### STATED PROBLEM
Check each line of the listing below for the string "with", and copy the ones that have it.

### STORED DATA
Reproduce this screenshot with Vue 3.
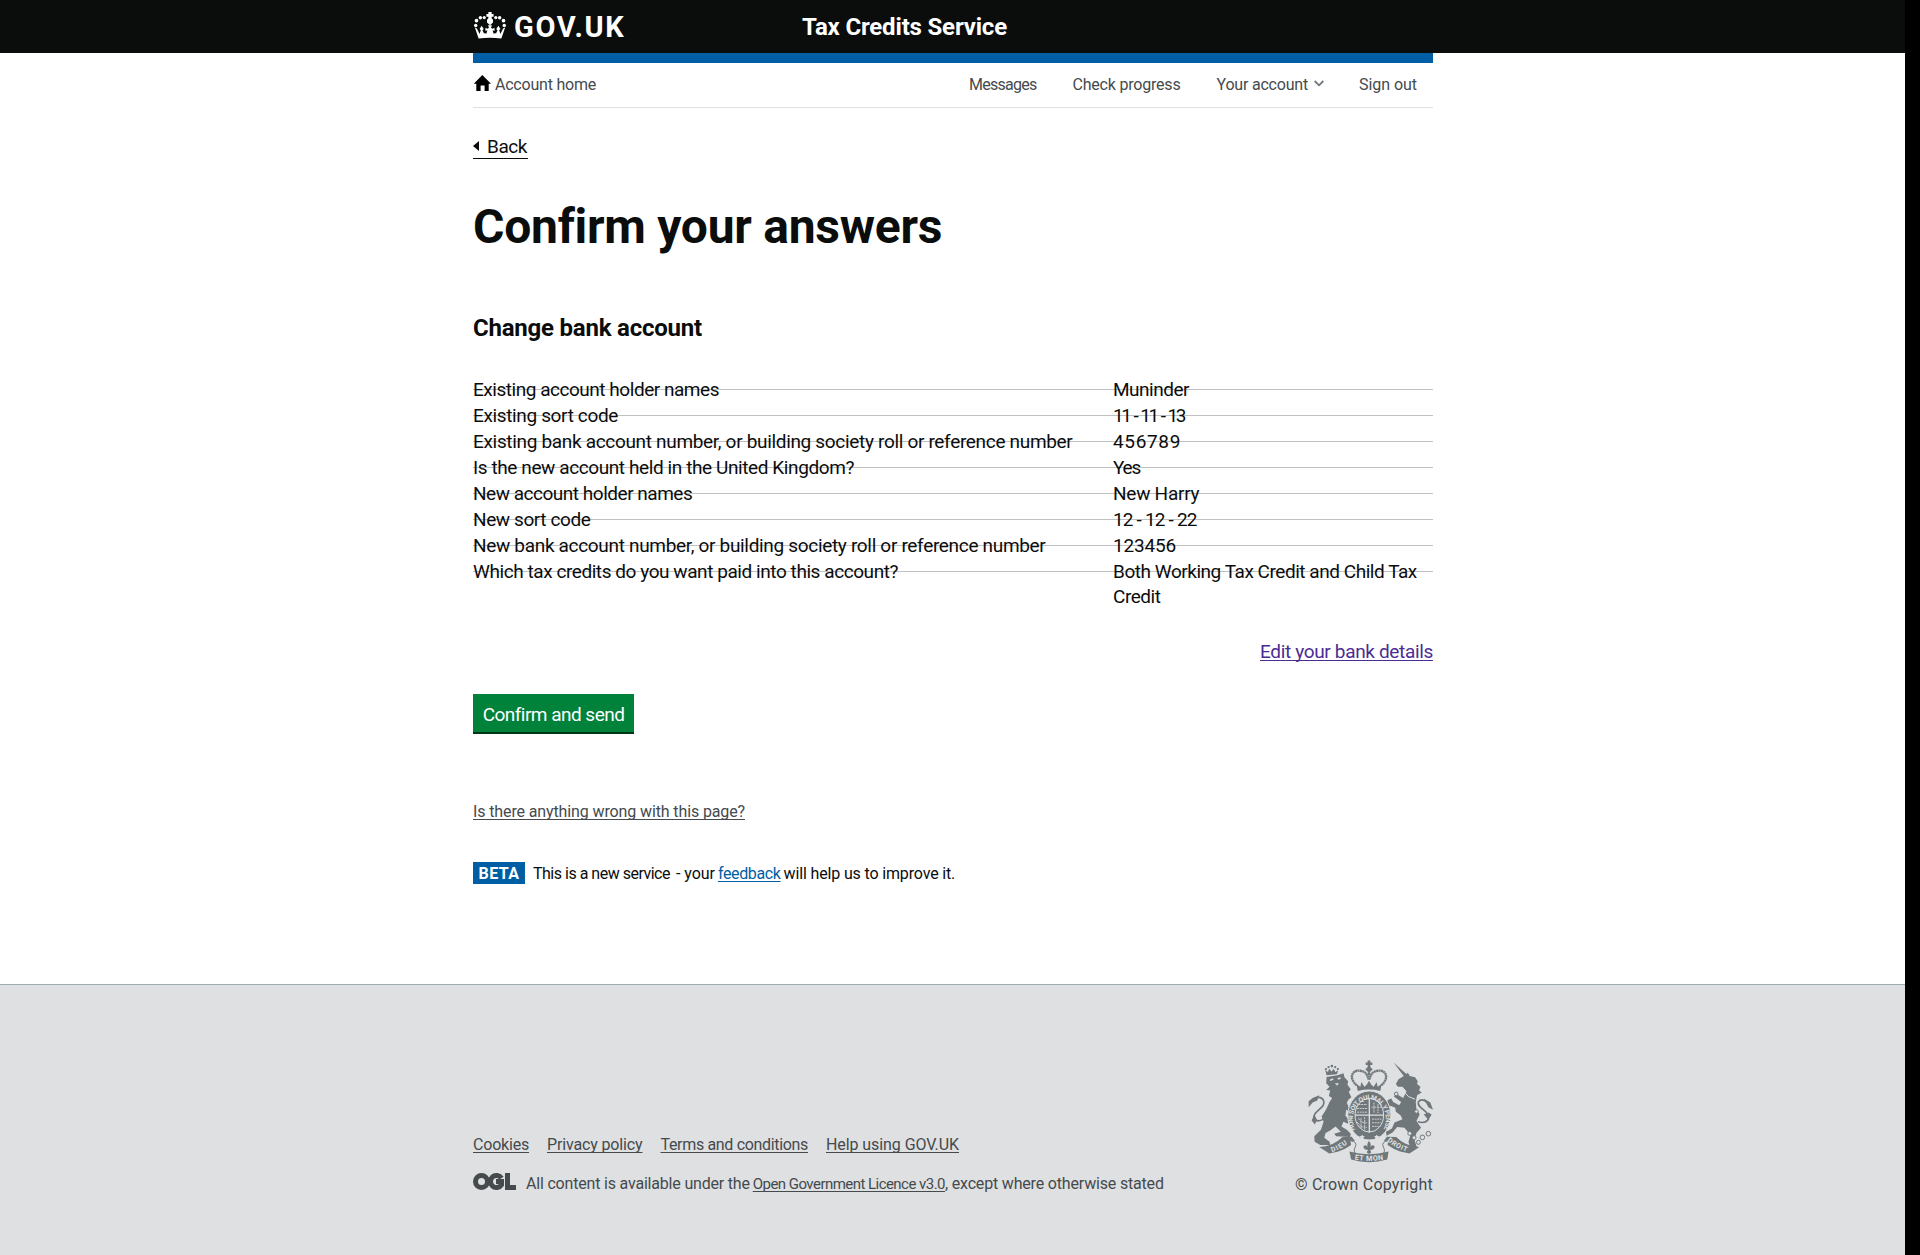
<script setup>
const nav = [
  { label: 'Messages', ls: -0.738 },
  { label: 'Check progress', ls: -0.2 },
  { label: 'Your account', ls: -0.2, menu: true },
  { label: 'Sign out', ls: -0.045 },
]

// question, answer, question tracking, answer tracking, answer word spacing
const answers = [
  ['Existing account holder names', 'Muninder', -0.468, -0.488, 0],
  ['Existing sort code', '11 - 11 - 13', -0.356, -2.4, 1.6],
  ['Existing bank account number, or building society roll or reference number', '456789', -0.322, 0.654, 0],
  ['Is the new account held in the United Kingdom?', 'Yes', -0.405, -1.2, 0],
  ['New account holder names', 'New Harry', -0.48, -0.25, 0],
  ['New sort code', '12 - 12 - 22', -0.4, -1, 0.5],
  ['New bank account number, or building society roll or reference number', '123456', -0.32, -0.18, 0],
  ['Which tax credits do you want paid into this account?', 'Both Working Tax Credit and Child Tax Credit', -0.435, -0.46, 0],
]

const links = [
  ['Cookies', -0.2],
  ['Privacy policy', -0.143],
  ['Terms and conditions', -0.33],
  ['Help using GOV.UK', -0.076],
]

const track = (ls, ws = 0) => ({ letterSpacing: ls + 'px', wordSpacing: ws + 'px' })
</script>

<template>
  <div class="page">
    <header class="top">
      <div class="wrap top-inner">
        <a class="brand">
          <svg class="crown" viewBox="0 0 34 28" fill="#fff">
            <path d="M15.3 0h3.400v2h2v2.800h-2v1.800l1.400 1.400v3L17 13.800 13.900 11V8l1.400-1.400V4.800h-2V2h2z" />
            <circle cx="11" cy="5.800" r="1.700" /><circle cx="7" cy="6" r="1.800" /><circle cx="3" cy="9" r="1.900" /><circle cx="2.200" cy="14" r="1.800" />
            <circle cx="23" cy="5.800" r="1.700" /><circle cx="27" cy="6" r="1.800" /><circle cx="31" cy="9" r="1.900" /><circle cx="31.800" cy="14" r="1.800" />
            <path d="M1.300 16.200 3.400 17.200l2.800 5.600 1.300-4-1.300-1.300 2.100-3.300 2.200 3.300-1.300 1.600 1.500 3 2.700.2.900-3.300-2 .7v-3.400l2 1 1.700-1-1.100-2.500h4.200l-1.100 2.500 1.700 1 2-1v3.400l-2-.7.900 3.300 2.700-.2 1.500-3-1.300-1.600 2.200-3.300 2.100 3.300-1.300 1.300 1.300 4 2.800-5.600 2.100-1-3.900 11.400Q17 25.600 5.200 27.600z" />
          </svg>
          <span class="govuk">GOV.UK</span>
        </a>
        <span class="service">Tax Credits Service</span>
      </div>
    </header>

    <main class="wrap main">
      <div class="bar"></div>
      <nav class="nav">
        <a class="home">
          <svg width="18" height="17" viewBox="0 0 18 17"><path d="M9.300 0 18 8.800h-2.300V16h-4.100V10.500H7.600V16H3.300V8.800H.8z" fill="#000" /></svg>
          <span>Account home</span>
        </a>
        <a v-for="n in nav" :key="n.label" class="nav-link">
          <span :style="track(n.ls)">{{ n.label }}</span>
          <svg v-if="n.menu" width="10" height="7" viewBox="0 0 10 7"><path d="M.7 1 5 5.300 9.300 1" /></svg>
        </a>
      </nav>

      <a class="back"><i class="arrow"></i><span>Back</span></a>
      <h1>Confirm your answers</h1>
      <h2>Change bank account</h2>

      <dl class="answers">
        <div v-for="a in answers" :key="a[0]" class="row">
          <dt :style="track(a[2])">{{ a[0] }}</dt>
          <dd :style="track(a[3], a[4])">{{ a[1] }}</dd>
        </div>
      </dl>

      <div class="edit"><a>Edit your bank details</a></div>
      <button class="confirm">Confirm and send</button>
      <div class="report"><a>Is there anything wrong with this page?</a></div>
      <div class="phase">
        <strong class="beta">BETA</strong>
        <span class="phase-a">This is a new service</span>
        <span class="phase-b">- your</span>
        <a class="phase-l">feedback</a>
        <span class="phase-c">will help us to improve it.</span>
      </div>
    </main>

    <footer class="footer">
      <div class="wrap footer-inner">
        <div class="meta">
          <div class="links"><a v-for="l in links" :key="l[0]" :style="track(l[1])">{{ l[0] }}</a></div>
          <div class="licence">
            <svg class="ogl" viewBox="0 0 43 17" fill="none" stroke="#454a4d" stroke-width="5">
              <circle cx="8.500" cy="8.500" r="6" /><path d="M28.500 5.200A6 6 0 1 0 28.500 11.800V8.500H23M34.500 0V14.500H43" />
            </svg>
            <span class="lic-a">All content is available under the</span>
            <a class="ogl-link">Open Government Licence v3.0</a>
            <span class="lic-c">, except where otherwise stated</span>
          </div>
        </div>
        <div class="crown-copy">
          <svg class="crest" viewBox="83 58 377 310" fill="#6f777b">
            <!-- lion -->
            <g>
              <path d="M139 104 135 88l8 6 4-10 7 8 7-8 4 10 9-5-4 12z" />
              <circle cx="137" cy="85" r="3.500" /><circle cx="145" cy="79" r="3.500" /><circle cx="155" cy="76" r="4" /><circle cx="165" cy="79" r="3.500" /><circle cx="173" cy="85" r="3.500" />
              <path d="M139 109 172 104 190 98 193 110 204 122 202 132 212 146 206 154 214 170 206 176 200 186 206 202 216 206 212 216 198 208 196 226 206 238 204 250 190 244 184 258 200 268 212 280 210 290 168 288 162 280 182 274 166 258 150 270 136 278 132 292 148 304 150 314 120 314 103 304 102 288 122 268 130 244 124 228 138 206 148 184 156 172 146 166 150 150 138 148 148 138 138 128z" />
              <path d="M148 117l10-4 2 4-10 4zM172 112l9-2 1 4-8 3zM164 128h12l-5 7z" fill="#dee0e2" />
              <path d="M130 236C108 248 95 236 104 220 116 204 136 198 130 180 123 166 106 168 92 184" fill="none" stroke="#6f777b" stroke-width="5" />
              <path d="M85 200 85 182l12-10 20-8-6 16-14 6zM94 240l8-18 8 16-6 14z" />
            </g>
            <!-- unicorn -->
            <g>
              <path d="m341 65 33 44 9-6z" />
              <path d="M348 130 356 116 372 106 384 96 390 106 406 110 414 122 412 130 422 138 418 150 426 156 412 164 408 184 410 206 420 222 410 242 424 262 410 278 404 298 412 322 392 324 386 304 392 284 374 262 352 260 338 276 320 286 318 274 336 264 344 246 368 236 362 224 348 214 346 202 332 196 326 206 318 196 324 178 334 174 340 184 358 194 364 184 342 168 350 160 370 172 380 152 368 138 354 138z" />
              <path d="M352 154 372 152l14 16 20 8" fill="none" stroke="#dee0e2" stroke-width="3" />
              <path d="M414 244C444 252 454 234 440 216 426 202 412 196 416 184 424 172 442 180 452 196" fill="none" stroke="#6f777b" stroke-width="5" />
              <path d="M432 174 452 186l8 22-14-8zM432 222l14-6 10 6-10 16z" />
              <g fill="#dee0e2" stroke="#6f777b" stroke-width="3">
                <circle cx="349" cy="160" r="5.500" /><circle cx="410" cy="213" r="5.500" /><circle cx="390" cy="279" r="6" /><circle cx="403" cy="292" r="6" /><circle cx="428" cy="291" r="7" /><circle cx="446" cy="280" r="7" /><circle cx="416" cy="306" r="6" />
              </g>
            </g>
            <!-- shield and garter -->
            <ellipse cx="268" cy="225" rx="65" ry="74" stroke="#dee0e2" stroke-width="3" />
            <ellipse cx="268" cy="224" rx="43" ry="51" fill="none" stroke="#dee0e2" stroke-width="3" />
            <path id="garter" d="M226 268A50 59 0 1 1 310 268" fill="none" />
            <text class="motto" font-size="20"><textPath href="#garter" textLength="236">HONI SOIT QUI MAL Y PENSE</textPath></text>
            <g fill="none" stroke="#dee0e2">
              <path d="M268 174v102M225 224h86" stroke-width="4" />
              <path d="M235 192h26M231 204h30M231 215h30M282 186v32M294 190v28M275 200h30M235 233q9 16 26 14M232 245q12 18 29 16M243 233v32M254 230v40M276 236h28M276 247h26M276 258h20" stroke-width="2.500" stroke-dasharray="6 2" />
            </g>
            <path d="m246 282 3 5h6l-5 4 2 6-6-3-5 3 1-6-4-4h6zM290 282l3 5h6l-5 4 2 6-6-3-5 3 1-6-4-4h6z" fill="#dee0e2" />
            <!-- royal crown -->
            <path d="M233 151 229 130l12 8 3-14 9 14 7-6 7-12 7 12 7 6 9-14 3 14 12-8-4 21Q267 143 233 151z" />
            <path d="M230 134C206 114 214 88 237 90q24 0 28 26M304 134C328 114 320 88 297 90q-24 0-28 26M267 90v28" fill="none" stroke="#6f777b" stroke-width="7" stroke-dasharray="6 1.200" />
            <path d="M263 59h8v6h6v8h-6v6l7 7-11 10-11-10 7-7v-6h-6v-8h6z" />
            <!-- motto ribbon -->
            <path d="M117 320q40 0 70-30l28-1 10 14-14-2 2 13q-20 14-38 20l-28 6zM419 320q-40 0-70-30l-28-1-10 14 14-2-2 13q20 14 38 20l28 6z" />
            <path d="M208 334Q267 350 326 334L322 358Q267 374 213 358z" />
            <path d="M211 301q22 4 15 18t0 20M325 301q-22 4-15 18t0 20" fill="none" stroke="#6f777b" stroke-width="3" />
            <path d="M267 302q8 10 4 18 5-8 12-3 3 8-7 11l-6 0 4 9-7 4-7-4 4-9-6 0q-10-3-7-11 7-5 12 3-4-8 4-18z" />
            <path id="dieu" d="M155 336Q184 326 208 306" fill="none" /><path id="droit" d="M321 302Q350 326 388 336" fill="none" /><path id="etmon" d="M223 358Q267 366 313 358" fill="none" />
            <text class="motto" font-size="21"><textPath href="#dieu" textLength="54">DIEU</textPath></text>
            <text class="motto" font-size="21"><textPath href="#droit" textLength="68">DROIT</textPath></text>
            <text class="motto" font-size="22"><textPath href="#etmon" textLength="88">ET MON</textPath></text>
          </svg>
          <span>© Crown Copyright</span>
        </div>
      </div>
    </footer>
  </div>
</template>

<style>
body { background: #000; }
</style>

<style scoped>
* { box-sizing: border-box; }
.page { width: 1905px; min-height: 1255px; background: #fff; color: #0b0c0c; font: 19px/25px Roboto, sans-serif; display: flex; flex-direction: column; }
.wrap { width: 960px; margin: 0 0 0 473px; }
.top { height: 53px; background: #0b0c0c; color: #fff; font-weight: 700; }
.top-inner { display: flex; }
.brand { display: flex; width: 329px; }
.crown { width: 34px; height: 27px; margin: 12px 7px 0 0; }
.govuk { font-size: 29px; line-height: 30px; margin-top: 12px; letter-spacing: 1.700px; }
.service { font-size: 24px; line-height: 30px; margin-top: 12px; white-space: nowrap; letter-spacing: -.177px; }
.main { height: 931px; }
.bar { height: 10px; background: #005ea5; }
.nav { display: flex; height: 45px; padding: 12px 16px 0 0; border-bottom: 1px solid #dee0e2; font-size: 16px; line-height: 20px; color: #454a4d; }
.home { display: flex; margin-right: auto; letter-spacing: -.219px; }
.home svg { margin-right: 4px; }
.nav-link { margin-left: 36px; display: flex; }
.nav-link:last-child { margin-left: 35px; }
.nav-link svg { margin: 5px 0 0 6px; fill: none; stroke: #6f777b; stroke-width: 1.800; }
.back { display: flex; align-items: flex-start; width: 55px; height: 25px; margin-top: 26px; border-bottom: 1px solid #0b0c0c; letter-spacing: -.438px; }
.arrow { border: 5px solid transparent; border-left: 0; border-right: 6px solid #0b0c0c; margin: 7px 8px 0 0; }
h1 { font-size: 48px; line-height: 50px; margin: 43px 0 0; letter-spacing: -.26px; }
h2 { font-size: 24px; line-height: 30px; margin: 61px 0 34px; letter-spacing: -.215px; }
.answers { margin: 0; }
.row { display: flex; min-height: 26px; background: linear-gradient(#bfc1c3, #bfc1c3) 0 12px / 100% 1px no-repeat; }
dt { width: 640px; white-space: nowrap; }
dd { margin: 0; width: 320px; }
.edit { margin-top: 30px; text-align: right; color: #4c2c92; letter-spacing: -.338px; }
.edit a, .report a, .phase a, .footer a { text-decoration: underline 1px; text-underline-offset: 2px; text-decoration-skip-ink: none; }
.confirm { display: block; margin-top: 30px; height: 38px; width: 161px; padding: 2px 0 0; border: 0; background: #00823b; color: #fff; box-shadow: 0 2px 0 #003618; font: inherit; letter-spacing: -.524px; white-space: nowrap; }
.report { margin-top: 70px; font-size: 16px; line-height: 20px; color: #454a4d; letter-spacing: -.12px; }
.phase { display: flex; margin-top: 40px; font-size: 16px; line-height: 22px; height: 22px; }
.phase > :not(.beta) { position: relative; top: 1px; }
.beta { width: 52px; background: #005ea5; color: #fff; text-align: center; margin-right: 8px; letter-spacing: .449px; line-height: 23px; }
.phase-a { margin-right: 6px; letter-spacing: -.495px; }
.phase-b { margin-right: 3px; letter-spacing: -.05px; }
.phase-l { color: #005ea5; margin-right: 3px; letter-spacing: -.36px; }
.phase-c { letter-spacing: -.15px; }
.footer { flex: 1; border-top: 1px solid #a1acb2; background: #dee0e2; color: #454a4d; font-size: 16px; line-height: 20px; }
.footer-inner { display: flex; justify-content: space-between; padding-top: 75px; }
.meta { padding-top: 75px; }
.links { display: flex; gap: 18px; }
.licence { display: flex; margin-top: 19px; white-space: nowrap; }
.ogl { width: 43px; height: 17px; margin: -1px 10px 0 0; }
.lic-a { margin-right: 3px; letter-spacing: -.19px; }
.ogl-link { font-size: 15px; letter-spacing: -.54px; }
.lic-c { letter-spacing: -.175px; }
.crown-copy { display: flex; flex-direction: column; align-items: flex-end; letter-spacing: .204px; }
.crest { width: 125px; height: 103px; margin-bottom: 12px; letter-spacing: 0; }
.motto { fill: #dee0e2; font-weight: 700; }
</style>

### ANSWER
Reproduce this screenshot with Vue 3.
      <div class="report"><a>Is there anything wrong with this page?</a></div>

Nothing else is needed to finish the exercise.